Of course, when I picture my big debut, I am usually commenting on some huge tornado “that done near took the roof off my trailer!” or some other equally classy event.

With shoes on and phone in hand I return outside and to the front sidewalk where Johnny’s dad has now gone to actually join the hunt. The fact that he has gotten concerned elevates my concern.

I pick up the phone and dial Eric’s cell, fully intending to dial 9-1-1 if he doesn’t answer or if he’s had no luck.

“I got him,” he says as he answers on the fourth ring, wisely avoiding saying anything stupid like “Hello?”. He tells me that he has found Ian and a pack of older kids some two blocks away.

I have no emotional energy to play cool with Johnny’s dad, so I avoid neighborly pleasantries and head back inside to wait for my son to return. He had better feel really bad. If he walks in the door with a smile, it will be years before I can look at him again. Years.

Eric marches the little deviant straight to his room where a spanking is administered, as well as the loss of computer and bike privileges. Also, “you cannot go outside to play for one week. You have to stay in the house.”

Wait just one minute. He has to stay in the house? With me? For one whole week?

Just who’s in trouble here?

Ian sulks back to the table and solemnly eats his meal. He does a swell job of selling me on the idea that he feels all kinds of bad for breaking the rules. I almost start to feel bad for him.

Almost. The twirp.

8 Responses to “Be Still My Heart”

  1. deleise says:

    Been there. It’s horrifying, the inner fight you have with yourself about whether or not something unthinkable could actually be happening to you. Glad it was ok.

  2. Amy says:

    I would hate to tell you just how many test runs my sweet boy has given my over active imagination.
    I hope the strangling hug he got when he got home is enough to keep him at my beck and call for a while.

  3. Angela O. says:

    Oh that is scary. Glad he’s home safely.

    (BTW – I always imagine my tornado comment to be “sounded like a freight train.”)

  4. Susan says:

    Well, at least YOU didn’t have to pick him up from the police station like we had to pick up Emily.

    I know that fear and am thrilled he has made it home safely.

  5. Amy says:

    HaHa, Angela O.! I knew I wasn’t the only one who imagined such things.

    Susan, I totally thought about Emily. Everything in me was hoping that it wouldn’t come to that.

  6. Alyson says:

    I watch SVU nearly every time it’s on… and I’m not just talking the once a week new episodes, but all the re-runs on USA. (I admit it, I have issues.) I would TOTALLY freak if I couldn’t find one of my kids or they weren’t where they were supposed to be. Glad it all worked out. I’m with you on the “no outside play” punishment. That’s like the time Daddy took away movies and tv at our house without consulting me… I was like “HUH? Give them back, give them back… I have to be here all week!!!!” :)

  7. Sarah says:

    Oh I am so glad you found him quickly.
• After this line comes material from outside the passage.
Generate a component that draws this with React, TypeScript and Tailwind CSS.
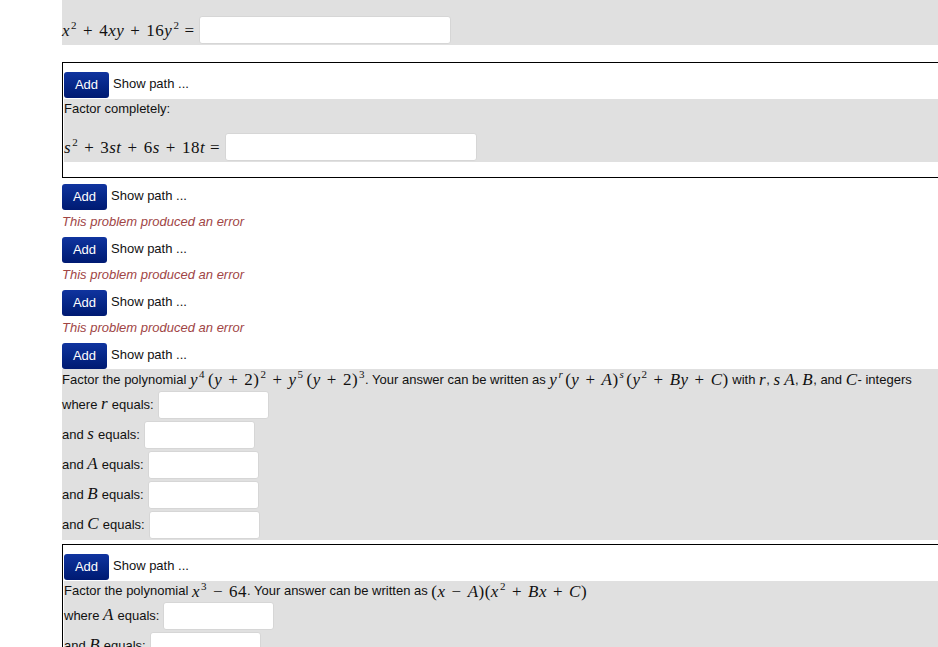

I know it was not quickly enough.

    And too bad- no computer, no outside time? What will you do with him? You’ll have to train him how to hang clothes or something. Good luck with that one. :)

  8. jonna says:

    Okay. Here goes.

    I chose, deliberately, not to delurk back when you requested that those of us lurking around your post all shadily-and-all speak up…Mostly because I have a long-fought internal battle regarding the subject of Oprah that finds me wordless, or at least partially incoherent, in an attempt at explaination.

    Nonetheless, I feel compelled, now, to report my habitaul reading of your blog.

    As if the sheer entertainment value alone was not enough, I read for the life lessons and the actual internal philosophical discussions that you share so willingly. It makes my brain work in ways that little does these days and inspires my own internal dialogue and realizations in response to your thoughts.

    So, there you have it. My secret’s out. But don’t stop the writing on my account.

    P.S. At least one or two of my kids have escaped the motherly eyes-in-the-back-of-my-head and well talloned grasp…The sheer terror of those occasions sticks with you. And once you know they are safe and sound, it makes you want to hurt ‘em. Ahh, motherhood.